In October 2017, GM announced that it would release 20 new EVs by 2023 – just over five years from then, and just over one year from now. How’s that going?
If GM’s booth at the LA Auto Show is any indication (and it is): Not very well.
The LA Auto Show is a bit muted this year, as the COVID-19 pandemic is still happening t (and Los Angeles has strict mask and vaccine/test guidelines for entry), so a lot of automakers who would normally be here are absent. No BMW, Audi, Mercedes, Honda (except at a dealer booth in the back corner) – and notably, no GMC or Cadillac.
The remaining booths are larger and more spread out. There’s your standard slate of anonymous gas cars, but most automakers had the good sense to put their electric cars front and center, or otherwise bring attention to them – even if they’re relatively weak showings, like the Stellantis booth with large “e” signing above three overpriced, tiny-range plug-in hybrids.
After all, this is California, one of the biggest EV markets in the world, where half of the US’s EVs are sold, where the electric revolution began. Californian want anything new and revolutionary, and we want it first.
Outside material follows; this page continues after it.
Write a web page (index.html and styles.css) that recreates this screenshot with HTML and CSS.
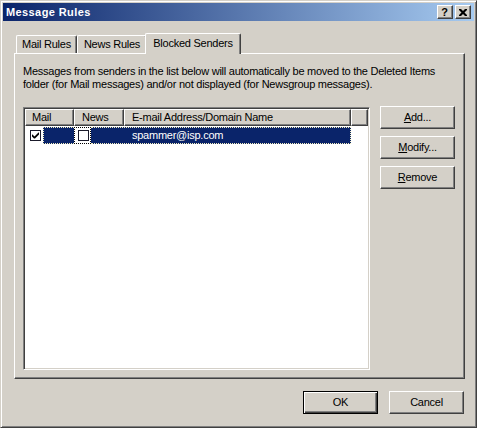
FILE: index.html
```html
<!DOCTYPE html>
<html>
<head>
<meta charset="utf-8">
<title>Message Rules</title>
<link rel="stylesheet" href="styles.css">
</head>
<body>
<div class="window">
  <div class="titlebar">
    <span class="title">Message Rules</span>
    <div class="caption-buttons">
      <div class="cap-btn"><span class="q">?</span></div>
      <div class="cap-btn">
        <svg width="8" height="7" viewBox="0 0 8 7"><path d="M0 0h2l2 2 2-2h2v1L5.5 3.5 8 6v1H6L4 5 2 7H0V6l2.5-2.5L0 1z" fill="#000"/></svg>
      </div>
    </div>
  </div>
  <div class="body">
    <div class="tabs">
      <div class="tab tab-mail">Mail Rules</div>
      <div class="tab tab-news">News Rules</div>
      <div class="tab tab-active">Blocked Senders</div>
    </div>
    <div class="panel">
      <p class="desc">Messages from senders in the list below will automatically be moved to the Deleted Items<br>folder (for Mail messages) and/or not displayed (for Newsgroup messages).</p>
      <div class="panel-main">
        <div class="listview">
          <div class="lv-header">
            <div class="lv-col col-mail">Mail</div>
            <div class="lv-col col-news">News</div>
            <div class="lv-col col-addr">E-mail Address/Domain Name</div>
            <div class="lv-col col-rest"></div>
          </div>
          <div class="lv-row">
            <span class="chk">
              <svg width="9" height="9" viewBox="0 0 9 9"><path d="M1 3.5v2l2 2h1l4-4v-2h-0.5L3.5 5.5 1.5 3.5z" fill="#000"/></svg>
            </span>
            <div class="hl">
              <div class="hl-navy hl-first"></div>
              <div class="hl-white"><span class="chk"></span></div>
              <div class="hl-navy hl-last">spammer@isp.com</div>
            </div>
          </div>
        </div>
        <div class="side-buttons">
          <div class="btn"><u>A</u>dd...</div>
          <div class="btn"><u>M</u>odify...</div>
          <div class="btn"><u>R</u>emove</div>
        </div>
      </div>
    </div>
    <div class="footer">
      <div class="btn btn-default">OK</div>
      <div class="btn">Cancel</div>
    </div>
  </div>
</div>
</body>
</html>
```

FILE: styles.css
```css
* { box-sizing: border-box; }
html, body { margin: 0; padding: 0; background: #d4d0c8; }
body {
  font-family: "Liberation Sans", Arial, sans-serif;
  font-size: 11px;
  letter-spacing: -0.25px;
  color: #000;
}

.window {
  width: 477px;
  height: 428px;
  background: #d4d0c8;
  border: 1px solid;
  border-color: #d4d0c8 #404040 #404040 #d4d0c8;
  box-shadow: inset 1px 1px #fff, inset -1px -1px #808080;
  padding: 2px;
  display: flex;
  flex-direction: column;
}

.titlebar {
  height: 18px;
  flex: none;
  background: linear-gradient(to right, #0a246a, #a6caf0);
  display: flex;
  align-items: center;
  justify-content: space-between;
  padding: 0 3px 0 3px;
}
.title {
  color: #fff;
  font-weight: bold;
  font-size: 11px;
  letter-spacing: 0.4px;
  line-height: 14px;
}
.caption-buttons { display: flex; gap: 2px; }
.cap-btn {
  width: 16px;
  height: 14px;
  background: #d4d0c8;
  border: 1px solid;
  border-color: #fff #404040 #404040 #fff;
  box-shadow: inset -1px -1px #808080;
  display: flex;
  align-items: center;
  justify-content: center;
}
.q {
  font-weight: bold;
  font-size: 11px;
  line-height: 11px;
  letter-spacing: 0;
  margin-right: 1px;
}

.body {
  flex: 1;
  display: flex;
  flex-direction: column;
  padding: 12px 9px 0 11px;
}

.tabs {
  display: flex;
  align-items: flex-end;
  height: 20px;
}
.tab {
  height: 18px;
  background: #d4d0c8;
  border: 1px solid;
  border-bottom: none;
  border-color: #fff #404040 #404040 #fff;
  border-radius: 2px 2px 0 0;
  box-shadow: inset -1px 0 #808080;
  text-align: center;
  line-height: 16px;
  white-space: nowrap;
}
.tab-mail { width: 61px; margin-left: 2px; }
.tab-news { width: 70px; }
.tab-active {
  width: 96px;
  height: 21px;
  margin-left: -2px;
  margin-bottom: -1px;
  padding-top: 1px;
  position: relative;
  z-index: 2;
}

.panel {
  width: 451px;
  height: 326px;
  flex: none;
  border: 1px solid;
  border-color: #fff #404040 #404040 #fff;
  box-shadow: inset -1px -1px #808080;
  padding: 11px 8px 0 8px;
}
.desc {
  margin: 0;
  line-height: 13px;
  white-space: nowrap;
}
.panel-main {
  display: flex;
  align-items: flex-start;
  gap: 10px;
  margin-top: 16px;
}

.listview {
  width: 347px;
  height: 263px;
  background: #fff;
  border: 1px solid;
  border-color: #808080 #fff #fff #808080;
  box-shadow: inset 1px 1px #404040, inset -1px -1px #d4d0c8;
  padding: 1px;
}
.lv-header { display: flex; height: 17px; }
.lv-col {
  height: 17px;
  background: #d4d0c8;
  border: 1px solid;
  border-color: #fff #404040 #404040 #fff;
  box-shadow: inset -1px -1px #808080;
  line-height: 15px;
  padding-left: 6px;
  white-space: nowrap;
  overflow: hidden;
}
.col-mail { width: 49px; }
.col-news { width: 50px; padding-left: 7px; }
.col-addr { width: 227px; padding-left: 7px; }
.col-rest { width: 17px; }

.lv-row {
  display: flex;
  align-items: center;
  height: 17px;
  margin-top: 1px;
  padding-left: 5px;
}
.chk {
  width: 11px;
  height: 11px;
  flex: none;
  background: #fff;
  border: 1px solid #1a1a2a;
  display: flex;
  align-items: center;
  justify-content: center;
}
.hl {
  display: flex;
  height: 17px;
  width: 308px;
  margin-left: 2px;
}
.hl-navy {
  background: #0a246a;
  border-top: 1px dotted #f4f0c0;
  border-bottom: 1px dotted #f4f0c0;
  color: #fff;
  line-height: 15px;
  white-space: nowrap;
}
.hl-first { width: 31px; border-left: 1px dotted #f4f0c0; }
.hl-last { flex: 1; padding-left: 41px; border-right: 1px dotted #f4f0c0; }
.hl-white {
  width: 17px;
  background: #fff;
  border: 1px dotted #000;
  display: flex;
  align-items: center;
  padding-left: 3px;
}

.side-buttons {
  display: flex;
  flex-direction: column;
  gap: 7px;
  margin-top: -1px;
}
.btn {
  width: 75px;
  height: 23px;
  background: #d4d0c8;
  border: 1px solid;
  border-color: #fff #404040 #404040 #fff;
  box-shadow: inset -1px -1px #808080;
  text-align: center;
  line-height: 20px;
  white-space: nowrap;
}
.btn-default {
  border-color: #000;
  box-shadow: inset 1px 1px #fff, inset -1px -1px #404040, inset -2px -2px #808080;
}

.footer {
  display: flex;
  justify-content: flex-end;
  gap: 11px;
  margin-top: 12px;
  padding-right: 1px;
}
```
On the freeways in LA, you can’t go more than 30 seconds before seeing an electric car on the road. If you’re going to bring your EVs anywhere, this is the place to bring them.
Even the famously anti-EV Toyota brought their bZ4X (along with a caged-off display of goofy-looking EV concepts that recalls a Simpsons episode) and Subaru, who have had a “National Parks”-themed booth full of nature-destroying gas cars for years now, showcased their new Solterra. At least they put in the effort to greenwash a bit.
So surely, GM, who are “all in on electrification,” who “aspire” to be all-electric by 2035 (which is the least they could do), who have been praised for electrifying the auto industry, would bring something, right?
Well, apparently not. In a quick walk through their ghost town of a booth, we saw nothing new, nothing interesting, nothing with a plug. Most automakers have some sort of vestigial wall charger display standing vaguely near a PHEV compliance car (with ~5kWh of battery in it, coincidentally the minimum amount for carpool and rebate access), but GM didn’t even have that.
In fact, here’s the only plug we could find in their booth:
This complete lack of anything electric is made worse by the fact that GM promised it wouldn’t be this way. In October 2017, GM said they would have “at least 20 new all-electric vehicles that will launch by 2023.” GM president Mark Reuss added that “these aren’t just words in a war of press releases.” And one year ago, they upped that ante to 30 new EVs by 2025.
At the time, GM was producing exactly one EV, the Chevy Bolt, and one PHEV, the Chevy Volt. Now, it is currently producing exactly zero EVs, since the Volt is out of production and Chevy Bolt EV lines are currently halted.
One might respond, “That’s not fair, that’s just a temporary pause of the Bolt and it’s all LG’s fault,” but that excuse highlights the point that those are the only models GM currently has.
Even if we count the EUV as a separate model and we go backward or forward in time a few weeks, there has been no growth in GM’s EV line since that promise was made.
GM has had four years out of the five they gave themselves, and they haven’t made any progress whatsoever on their promise. They’ve launched one EV (Bolt EUV) and stopped three production lines (Volt, and temporarily the Bolt and EUV). If they had delivered on even 20% of their promise in the four years since they made it, they’d still at least have more EVs now than they did then. But they didn’t, and they have nothing.
Another excuse could be the global pandemic, but GM had three years of roughly no action prior to the start of the pandemic, and the pandemic has only underlined how bad burning gas is for air quality and how EVs are the way to go, and EV sales have rocketed up despite the whole industry being down. Instead, GM spent most of that time lobbying and suing to stop EVs… and only stopped right after President Joe Biden’s election.
To be fair, GM brands GMC and Cadillac are not at the show. Both of these brands have a pretty exciting new EV coming up – GMC with the Hummer EV and Cadillac with the Lyriq – and we’re sure either would be front and center at their respective hypothetical booths. Cadillac has committed to being all electric going forward, so that’s a good start.
But again, those are still only two new cars GM-wide, bringing the tally to 3/20 if you count the EUV. And those two only count if you interpret “launch” to mean “reveal,” as neither car is yet on the road (though both sold out immediately when reservations were opened).
So there really is no excuse for this sad showing, and no charitable angle from which to look at it. GM is failing miserably at delivering the promises they’ve made.
But hey, at least they’ve still got a year to go. It sure will be exciting to see the 20 EVs they’ll be debuting in the next year, and they’re going to need a lot of floorspace at the 2022 LA Auto Show, the last one before their 20-EV deadline, to showcase all of them. We’re looking forward to it, GM. You promised.